# GIVEN INSTRUCTION:
Find all the lines with "React" and gather them.

# DATA BLOCK:

- - - - -

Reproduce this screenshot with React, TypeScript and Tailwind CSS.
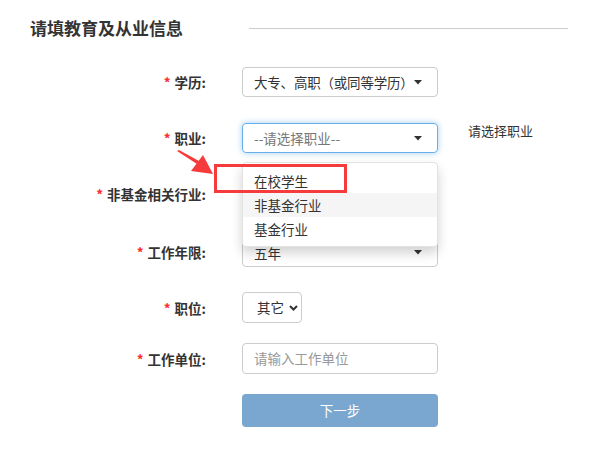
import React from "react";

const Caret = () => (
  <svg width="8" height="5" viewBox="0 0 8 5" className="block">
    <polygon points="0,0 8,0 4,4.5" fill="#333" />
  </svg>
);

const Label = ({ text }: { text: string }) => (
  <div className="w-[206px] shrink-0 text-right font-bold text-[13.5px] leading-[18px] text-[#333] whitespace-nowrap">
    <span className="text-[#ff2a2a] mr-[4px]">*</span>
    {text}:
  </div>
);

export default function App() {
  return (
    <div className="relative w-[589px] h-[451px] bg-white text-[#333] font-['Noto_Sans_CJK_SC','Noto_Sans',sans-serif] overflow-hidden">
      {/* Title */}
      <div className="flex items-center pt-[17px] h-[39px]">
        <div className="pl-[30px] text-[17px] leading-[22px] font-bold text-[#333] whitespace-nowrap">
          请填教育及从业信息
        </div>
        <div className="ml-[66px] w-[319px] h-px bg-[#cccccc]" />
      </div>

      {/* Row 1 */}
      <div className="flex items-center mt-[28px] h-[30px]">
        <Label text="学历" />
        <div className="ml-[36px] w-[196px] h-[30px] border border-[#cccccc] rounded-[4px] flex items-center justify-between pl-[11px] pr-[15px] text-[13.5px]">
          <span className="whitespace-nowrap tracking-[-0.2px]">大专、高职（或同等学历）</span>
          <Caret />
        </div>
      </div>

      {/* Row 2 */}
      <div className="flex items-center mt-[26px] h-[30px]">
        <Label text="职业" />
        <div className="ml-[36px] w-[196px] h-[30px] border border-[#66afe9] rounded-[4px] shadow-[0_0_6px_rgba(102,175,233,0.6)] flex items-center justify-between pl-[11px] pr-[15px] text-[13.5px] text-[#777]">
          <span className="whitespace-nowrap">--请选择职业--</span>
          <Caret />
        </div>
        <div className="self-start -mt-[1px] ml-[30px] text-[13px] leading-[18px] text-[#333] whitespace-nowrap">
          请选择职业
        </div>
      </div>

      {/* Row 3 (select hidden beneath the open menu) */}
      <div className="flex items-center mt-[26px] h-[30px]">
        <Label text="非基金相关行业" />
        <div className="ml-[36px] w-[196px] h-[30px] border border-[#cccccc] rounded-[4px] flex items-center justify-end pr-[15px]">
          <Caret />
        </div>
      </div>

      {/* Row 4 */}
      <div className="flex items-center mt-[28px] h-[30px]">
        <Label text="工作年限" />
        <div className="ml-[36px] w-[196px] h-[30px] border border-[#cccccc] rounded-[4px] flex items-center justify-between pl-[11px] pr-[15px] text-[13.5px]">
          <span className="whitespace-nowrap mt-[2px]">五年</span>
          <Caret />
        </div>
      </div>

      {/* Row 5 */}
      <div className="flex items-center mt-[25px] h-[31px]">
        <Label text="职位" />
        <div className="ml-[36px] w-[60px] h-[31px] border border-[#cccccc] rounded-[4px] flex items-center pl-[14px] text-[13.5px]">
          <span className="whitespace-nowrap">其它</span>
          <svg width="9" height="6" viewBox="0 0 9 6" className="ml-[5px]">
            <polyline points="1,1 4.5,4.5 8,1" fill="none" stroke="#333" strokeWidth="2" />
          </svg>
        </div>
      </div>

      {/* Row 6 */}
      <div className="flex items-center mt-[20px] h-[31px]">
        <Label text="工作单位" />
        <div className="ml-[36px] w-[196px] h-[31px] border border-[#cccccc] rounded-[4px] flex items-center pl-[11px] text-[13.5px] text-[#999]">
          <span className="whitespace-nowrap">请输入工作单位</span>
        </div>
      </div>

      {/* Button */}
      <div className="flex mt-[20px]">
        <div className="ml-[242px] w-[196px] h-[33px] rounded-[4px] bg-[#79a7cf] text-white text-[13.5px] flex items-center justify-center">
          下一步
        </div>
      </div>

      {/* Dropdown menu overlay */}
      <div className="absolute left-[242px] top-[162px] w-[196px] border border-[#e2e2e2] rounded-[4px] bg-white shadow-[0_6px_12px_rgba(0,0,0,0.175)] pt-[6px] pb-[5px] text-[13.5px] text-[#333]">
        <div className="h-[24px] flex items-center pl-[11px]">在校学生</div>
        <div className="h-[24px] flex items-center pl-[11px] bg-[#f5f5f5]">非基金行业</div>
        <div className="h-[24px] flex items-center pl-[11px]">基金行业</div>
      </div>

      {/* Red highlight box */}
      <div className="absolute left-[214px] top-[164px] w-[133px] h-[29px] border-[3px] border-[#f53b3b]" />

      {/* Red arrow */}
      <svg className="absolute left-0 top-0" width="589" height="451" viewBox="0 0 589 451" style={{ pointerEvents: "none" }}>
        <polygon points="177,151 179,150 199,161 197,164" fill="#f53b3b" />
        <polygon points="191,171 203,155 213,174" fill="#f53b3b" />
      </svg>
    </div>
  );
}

- - - - -

# FINISHED TASK:
Reproduce this screenshot with React, TypeScript and Tailwind CSS.
import React from "react";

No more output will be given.